Israeli archeologists from the Hebrew University of Jerusalem made an amazing discovery. In Khirbet Qeiyafa, not far from Bet Shemesh about 30 kilometer outside of Jerusalem, Israeli archeologists found what they believe to be a palace of Kind David. The finding is believed to be Shaarayim, the city where David battled and killed the Giant Goliath, a fortified Judean city.

King David ruled the area during the 10th century BC.

The account of David and Goliath can be found in 1 Samuel Chapter 17. In 1 Samuel 17:52 it is written, “Then the men of Israel and Judah surged forward with a shout and pursued the Philistines to the entrance of Gath and to the gates of Ekron. Their dead were strewn along the Shaarayim road to Gath and Ekron.”

The Hebrew University and Israeli Antiquities Authority discovered the area, measuring 1,000 square meters in July of 2013. Hebrew University Professor Yossi Garfinkel and Saar Ganor of the Antiquities Authority led the excavation, and continue researching the site. Garfinkel has referred to this extraordinary find as “the best example to date of the uncovered fortress city of King David” stating that the discovery is “indisputable proof of the existence of a central authority in Judah during the time of King David.”

Garfunkel and Ganor spoke of the archeological significance of Shaarayim, stating that, “To date no palaces have been found that can clearly be ascribed to the early tenth century BC as we can do now. Khirbet Qeiyafa was probably destroyed in one of the battles that were fought against the Philistines circa 980 BC. The palace that is now being revealed and the fortified city that was uncovered in recent years are another tier in understanding the beginning of the Kingdom of Judah.” Garfinkel noted the Biblical significance of Shaarayim stating, “If King David ever came here from Jerusalem, he entered from this gate. It is likely we are walking in the footsteps of King David.”

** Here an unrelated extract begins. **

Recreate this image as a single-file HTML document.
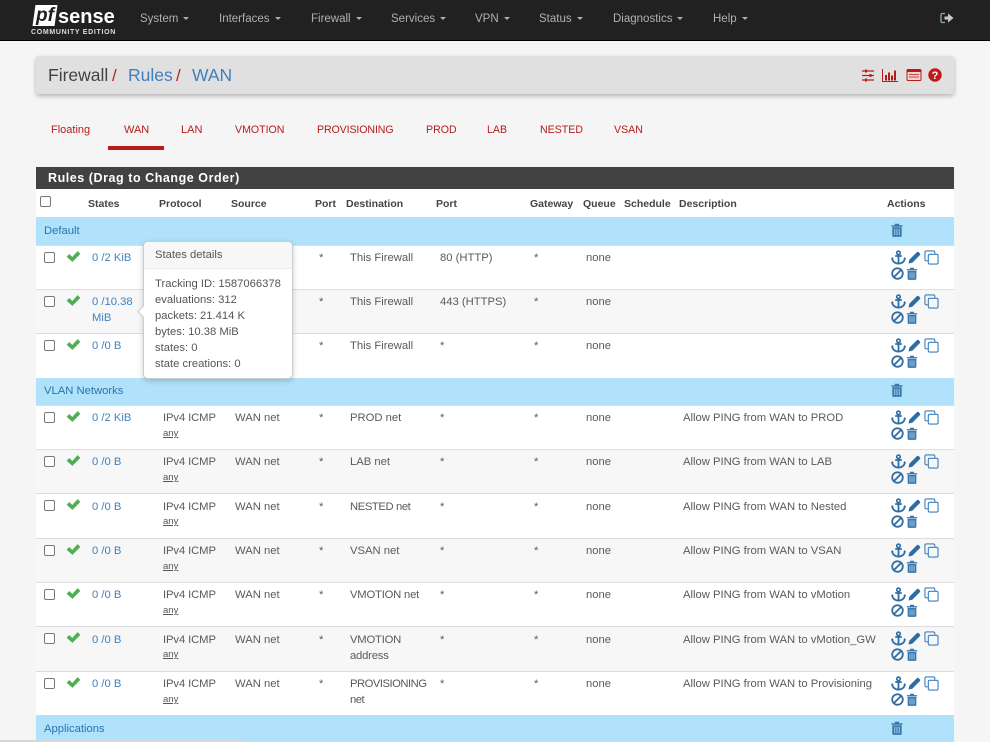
<!DOCTYPE html>
<html><head><meta charset="utf-8"><style>
html,body{margin:0;padding:0;width:990px;height:742px;overflow:hidden;background:#f5f5f5;font-family:"Liberation Sans",sans-serif;font-size:11.25px;color:#5a5a5a}
div,span,a,svg{position:absolute;white-space:nowrap}
.nav{left:0;top:0;width:990px;height:40px;background:#212121;border-bottom:1px solid #000}
.nav span{top:12px;color:#b0b0b0;font-size:11.5px;line-height:14px}
.nav span:after{content:"";display:inline-block;margin-left:5px;vertical-align:2px;border-top:3px solid #b0b0b0;border-left:3px solid transparent;border-right:3px solid transparent}
.nav span.n:after{display:none}
.crumb{left:36px;top:56px;width:918px;height:38px;background:#e0e0e0;border-radius:3px;box-shadow:0 2px 5px rgba(0,0,0,.28)}
.crumb span{top:9px;font-size:17.5px;line-height:21px;color:#424242}
.crumb .l{color:#3f7fbf}.crumb .s{color:#b71c1c;font-size:17px}
.tab{top:123px;color:#b71c1c;font-size:10.6px;line-height:14px}
.r{left:36px;width:918px;background:#fff;border-top:1px solid #ddd}
.g{background:#f7f7f7}
.b{left:36px;width:918px;background:#b0e3fb;color:#2874b0}
.b span{left:8px;top:6px;line-height:14px}
.h{top:8px;font-weight:bold;color:#444;font-size:10.5px;line-height:14px}
.r span{top:4px;line-height:16px}
.r.t5 span{top:5px}
.cb{left:8px;top:6px;width:9px;height:9px;border:1px solid #777;border-radius:2px;background:#fff}
.ck{left:30px;top:4px}
.ac{left:855px;top:4px}
.st{left:56px;color:#3f7fbf}
.a{left:127px;letter-spacing:-.1px}.c{left:199px}.d{left:283px}.e{left:314px;white-space:normal;width:85px}.f{left:404px}.j{left:498px}.k{left:550px}.m{left:647px}
.r span.any{left:127px;top:22px;font-size:9.5px;line-height:12px;text-decoration:underline;color:#555}
.pop{left:143px;top:241px;width:150px;height:138px;background:#fff;border:1px solid #ccc;border-radius:5px;box-shadow:0 2px 6px rgba(0,0,0,.2);box-sizing:border-box}
.pop .hd{left:0;top:0;width:148px;height:26px;background:#f7f7f7;border-bottom:1px solid #ebebeb;border-radius:5px 5px 0 0}
.pop span{left:11px;line-height:16px;color:#555}
</style></head><body>
<svg width="0" height="0" style="left:0;top:0"><defs>
<symbol id="chk" viewBox="0 0 14 12"><path d="M.6 6.200l2.500-2.500 2.800 2.800L10.800 1l2.600 2.600L6 11z" fill="#4caf50"/></symbol>
<symbol id="anc" viewBox="0 0 16 16"><circle cx="8" cy="3" r="1.900" fill="none" stroke="#2d6ca5" stroke-width="1.700"/><path d="M4.500 6.400h7M8 5v9.500M1.300 8.500C1.300 12.200 4.500 14.500 8 14.500s6.700-2.300 6.700-6" fill="none" stroke="#2d6ca5" stroke-width="1.900"/><path d="M0 9.500l1.300-2 1.500 2zM13.200 9.500l1.500-2 1.300 2z" fill="#2d6ca5"/></symbol>
<symbol id="pen" viewBox="0 0 14 14"><path d="M.6 13.400l.8-4L9.600 1.200c.5-.5 1.300-.5 1.800 0l1.400 1.400c.5.5.5 1.300 0 1.800L4.600 12.600z" fill="#2d6ca5"/></symbol>
<symbol id="cpy" viewBox="0 0 16 16"><path d="M4 11.500H2.500A1.500 1.500 0 0 1 1 10V2.500A1.500 1.500 0 0 1 2.500 1H10a1.500 1.500 0 0 1 1.500 1.500V4" fill="none" stroke="#3f7fbf" stroke-width="1.200"/><rect x="4.600" y="4.600" width="10.400" height="10.400" rx="1.500" fill="none" stroke="#3f7fbf" stroke-width="1.200"/></symbol>
<symbol id="ban" viewBox="0 0 14 14"><circle cx="7" cy="7" r="5.700" fill="none" stroke="#2d6ca5" stroke-width="1.900"/><path d="M3.100 10.900l7.800-7.800" stroke="#2d6ca5" stroke-width="1.900"/></symbol>
<symbol id="tr" viewBox="0 0 12 14"><path d="M.5 2.300h11V3.800H.5zM3.800 2.500V.8h4.400v1.700zM1.300 4.300h9.400v8.300c0 .8-.5 1.300-1.200 1.300h-7c-.7 0-1.200-.5-1.200-1.300z" fill="#3a77ad"/><path d="M3.800 5.800v6.500M6 5.800v6.500M8.200 5.800v6.500" stroke="#b0d4ee" stroke-width=".9"/></symbol>
<symbol id="act" viewBox="0 0 54 36"><use href="#anc" x="0" y="0" width="15" height="15"/><use href="#pen" x="17" y="1" width="13" height="13"/><use href="#cpy" x="33" y="0" width="15" height="15"/><use href="#ban" x="0" y="17" width="13" height="13"/><use href="#tr" x="15" y="17" width="12" height="13"/></symbol>
</defs></svg>

<div class="nav">
<div style="left:34px;top:5px;width:22px;height:21px;background:#fff;transform:skewX(-8deg)"></div>
<span class="n" style="left:36px;top:6px;color:#212121;font:italic bold 19px/19px 'Liberation Sans',sans-serif">pf</span>
<div style="left:58px;top:6px;color:#fff;font:bold 20px/23px 'Liberation Sans',sans-serif">sense</div>
<div style="left:31px;top:28px;color:#ddd;font:bold 7px/9px 'Liberation Sans',sans-serif;letter-spacing:.68px">COMMUNITY EDITION</div>
<span style="left:140px">System</span><span style="left:219px">Interfaces</span><span style="left:311px">Firewall</span><span style="left:391px">Services</span><span style="left:475px">VPN</span><span style="left:539px">Status</span><span style="left:613px">Diagnostics</span><span style="left:713px">Help</span>
<svg style="left:940px;top:12px" width="14" height="12" viewBox="0 0 14 12"><path d="M5 1.500H2.200C1.500 1.500 1 2 1 2.700v6.600c0 .7.500 1.200 1.200 1.200H5" fill="none" stroke="#8fa9bd" stroke-width="1.300"/><path d="M4.500 4.500H8V1.500L13.500 6 8 10.500v-3H4.500z" fill="#c8c8c8"/></svg>
</div>

<div class="crumb">
<span style="left:12px">Firewall</span><span class="s" style="left:76px">/</span><span class="l" style="left:92px">Rules</span><span class="s" style="left:140px">/</span><span class="l" style="left:156px">WAN</span>
<svg style="left:825px;top:12px" width="90" height="15" viewBox="0 0 90 15">
<path d="M1 3h12M1 7.500h12M1 12h12" stroke="#b71c1c" stroke-width="1.200"/><path d="M4 1.500h2v3H4zM8.500 6h2v3h-2zM4 10.500h2v3H4z" fill="#b71c1c"/>
<path d="M21.500 1v12.500H37" fill="none" stroke="#b71c1c" stroke-width="1"/><path d="M24 7h2v5.500h-2zM27 4.500h2v8h-2zM30 7.500h2v5h-2zM33 2.500h2v10h-2z" fill="#b71c1c"/>
<rect x="46" y="1.500" width="14" height="11" rx="1" fill="#f0d0d0" stroke="#b71c1c" stroke-width="1"/><path d="M46 1.500h14v2.500H46z" fill="#b71c1c"/><path d="M48 6.500h10M48 9h10" stroke="#b71c1c" stroke-width=".8"/>
<circle cx="74" cy="7" r="6.700" fill="#c01818"/><text x="74" y="11" text-anchor="middle" fill="#fff" font-size="11" font-weight="bold" font-family="Liberation Sans">?</text></svg>
</div>

<span class="tab" style="left:51px;font-size:11px">Floating</span><span class="tab" style="left:124px;font-size:11px">WAN</span><span class="tab" style="left:181px;font-size:11px">LAN</span><span class="tab" style="left:235px">VMOTION</span><span class="tab" style="left:317px;letter-spacing:-.1px">PROVISIONING</span><span class="tab" style="left:426px">PROD</span><span class="tab" style="left:487px">LAB</span><span class="tab" style="left:540px">NESTED</span><span class="tab" style="left:614px">VSAN</span>
<div style="left:108px;top:146px;width:56px;height:4px;background:#b71c1c"></div>

<div style="left:36px;top:167px;width:918px;height:22px;background:#424242;color:#fff;font:bold 12.500px/22px 'Liberation Sans',sans-serif;letter-spacing:.55px"><span style="left:12px">Rules (Drag to Change Order)</span></div>

<div style="left:36px;top:189px;width:918px;height:28px;background:#fff">
<div class="cb" style="left:4px;top:7px"></div>
<span class="h" style="left:52px">States</span><span class="h" style="left:123px">Protocol</span><span class="h" style="left:195px">Source</span><span class="h" style="left:279px">Port</span><span class="h" style="left:310px">Destination</span><span class="h" style="left:400px">Port</span><span class="h" style="left:494px">Gateway</span><span class="h" style="left:547px">Queue</span><span class="h" style="left:588px">Schedule</span><span class="h" style="left:643px">Description</span><span class="h" style="left:851px">Actions</span>
</div>

<div class="b" style="top:217px;height:28px"><span style="top:7px">Default</span><svg style="left:855px;top:6px" width="12" height="14"><use href="#tr"/></svg></div>

<div class="r" style="top:245px;height:43px"><div class="cb"></div><svg class="ck" width="15" height="13"><use href="#chk"/></svg><span class="st">0 /2 KiB</span><span class="d">*</span><span class="e">This Firewall</span><span class="f">80 (HTTP)</span><span class="j">*</span><span class="k">none</span><svg class="ac" width="54" height="36"><use href="#act"/></svg></div>
<div class="r g" style="top:289px;height:43px"><div class="cb"></div><svg class="ck" width="15" height="13"><use href="#chk"/></svg><span class="st" style="white-space:normal;width:46px">0 /10.38 MiB</span><span class="d">*</span><span class="e">This Firewall</span><span class="f">443 (HTTPS)</span><span class="j">*</span><span class="k">none</span><svg class="ac" width="54" height="36"><use href="#act"/></svg></div>
<div class="r" style="top:333px;height:44px"><div class="cb"></div><svg class="ck" width="15" height="13"><use href="#chk"/></svg><span class="st">0 /0 B</span><span class="d">*</span><span class="e">This Firewall</span><span class="f">*</span><span class="j">*</span><span class="k">none</span><svg class="ac" width="54" height="36"><use href="#act"/></svg></div>

<div class="b" style="top:378px;height:27px"><span>VLAN Networks</span><svg style="left:855px;top:5px" width="12" height="14"><use href="#tr"/></svg></div>

<div class="r" style="top:405px;height:43px"><div class="cb"></div><svg class="ck" width="15" height="13"><use href="#chk"/></svg><span class="st">0 /2 KiB</span><span class="a">IPv4 ICMP</span><span class="any">any</span><span class="c">WAN net</span><span class="d">*</span><span class="e">PROD net</span><span class="f">*</span><span class="j">*</span><span class="k">none</span><span class="m">Allow PING from WAN to PROD</span><svg class="ac" width="54" height="36"><use href="#act"/></svg></div>
<div class="r g" style="top:449px;height:43px"><div class="cb"></div><svg class="ck" width="15" height="13"><use href="#chk"/></svg><span class="st">0 /0 B</span><span class="a">IPv4 ICMP</span><span class="any">any</span><span class="c">WAN net</span><span class="d">*</span><span class="e">LAB net</span><span class="f">*</span><span class="j">*</span><span class="k">none</span><span class="m">Allow PING from WAN to LAB</span><svg class="ac" width="54" height="36"><use href="#act"/></svg></div>
<div class="r t5" style="top:493px;height:44px"><div class="cb"></div><svg class="ck" width="15" height="13"><use href="#chk"/></svg><span class="st">0 /0 B</span><span class="a">IPv4 ICMP</span><span class="any">any</span><span class="c">WAN net</span><span class="d">*</span><span class="e" style="letter-spacing:-.4px">NESTED net</span><span class="f">*</span><span class="j">*</span><span class="k">none</span><span class="m">Allow PING from WAN to Nested</span><svg class="ac" width="54" height="36"><use href="#act"/></svg></div>
<div class="r g" style="top:538px;height:43px"><div class="cb"></div><svg class="ck" width="15" height="13"><use href="#chk"/></svg><span class="st">0 /0 B</span><span class="a">IPv4 ICMP</span><span class="any">any</span><span class="c">WAN net</span><span class="d">*</span><span class="e">VSAN net</span><span class="f">*</span><span class="j">*</span><span class="k">none</span><span class="m">Allow PING from WAN to VSAN</span><svg class="ac" width="54" height="36"><use href="#act"/></svg></div>
<div class="r" style="top:582px;height:43px"><div class="cb"></div><svg class="ck" width="15" height="13"><use href="#chk"/></svg><span class="st">0 /0 B</span><span class="a">IPv4 ICMP</span><span class="any">any</span><span class="c">WAN net</span><span class="d">*</span><span class="e" style="letter-spacing:-.2px">VMOTION net</span><span class="f">*</span><span class="j">*</span><span class="k">none</span><span class="m">Allow PING from WAN to vMotion</span><svg class="ac" width="54" height="36"><use href="#act"/></svg></div>
<div class="r g t5" style="top:626px;height:44px"><div class="cb"></div><svg class="ck" width="15" height="13"><use href="#chk"/></svg><span class="st">0 /0 B</span><span class="a">IPv4 ICMP</span><span class="any">any</span><span class="c">WAN net</span><span class="d">*</span><span class="e" style="letter-spacing:-.2px">VMOTION address</span><span class="f">*</span><span class="j">*</span><span class="k">none</span><span class="m">Allow PING from WAN to vMotion_GW</span><svg class="ac" width="54" height="36"><use href="#act"/></svg></div>
<div class="r" style="top:671px;height:43px"><div class="cb"></div><svg class="ck" width="15" height="13"><use href="#chk"/></svg><span class="st">0 /0 B</span><span class="a">IPv4 ICMP</span><span class="any">any</span><span class="c">WAN net</span><span class="d">*</span><span class="e" style="letter-spacing:-.5px">PROVISIONING net</span><span class="f">*</span><span class="j">*</span><span class="k">none</span><span class="m">Allow PING from WAN to Provisioning</span><svg class="ac" width="54" height="36"><use href="#act"/></svg></div>

<div class="b" style="top:715px;height:27px"><span style="top:7px">Applications</span><svg style="left:855px;top:6px" width="12" height="14"><use href="#tr"/></svg></div>
<div style="left:0;top:740px;width:243px;height:2px;background:#d8d8d8"></div>

<div class="pop">
<div class="hd"></div>
<div style="left:-5px;top:65px;width:8px;height:8px;background:#fff;border-left:1px solid #ccc;border-bottom:1px solid #ccc;transform:rotate(45deg)"></div>
<span style="top:5px">States details</span>
<span style="top:34px">Tracking ID: 1587066378</span>
<span style="top:50px">evaluations: 312</span>
<span style="top:66px">packets: 21.414 K</span>
<span style="top:82px">bytes: 10.38 MiB</span>
<span style="top:98px">states: 0</span>
<span style="top:114px">state creations: 0</span>
</div>
</body></html>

“Khirbet Qeiyafa is the best example exposed to date of a fortified city from the time of King David. The southern part of a large palace that extended across an area of 1,000 square meters was revealed at the top of the city. The wall enclosing the palace is 30 meters long and an impressive entrance is fixed it through which one descended to the southern gate of the city, opposite the Valley of Elah. Around the palace’s perimeter were rooms in which various installations were found – evidence of a metal industry, special pottery vessels and fragments of alabaster vessels that were imported from Egypt,” stated Garfinkel.
Garfinkel’s team found additional proof that the site is in fact a royal site. The team found a storeroom 15 meters long, believed to be storage site used for collecting taxes. Archeologists collected hundreds of artifacts that included pottery and religious artifacts. Over 600 ceramic pots were found.

Yoli Schwartz of the Israel Antiquities Authority explained the location’s significance as a kingdom. Schwartz stated that, “The palace is located in the center of the site and controls all of the houses lower than it in the city. From here one has an excellent vantage looking out into the distance, from as far as the Mediterranean Sea in the west to the Hebron Mountains and Jerusalem in the east. This is an ideal location from which to send messages by means of fire signals.” Schwartz also pointed out the significance of finding organic material from the site. Archeologists found olive sees that can be carbon-14 dated to King David’s period of reign.
Archeologists continue to research and excavate findings from Shaarayim. Israel’s Antiquities Authority hope that area will become a national park to preserve and educate of Jewish history, specifically King David’s reign.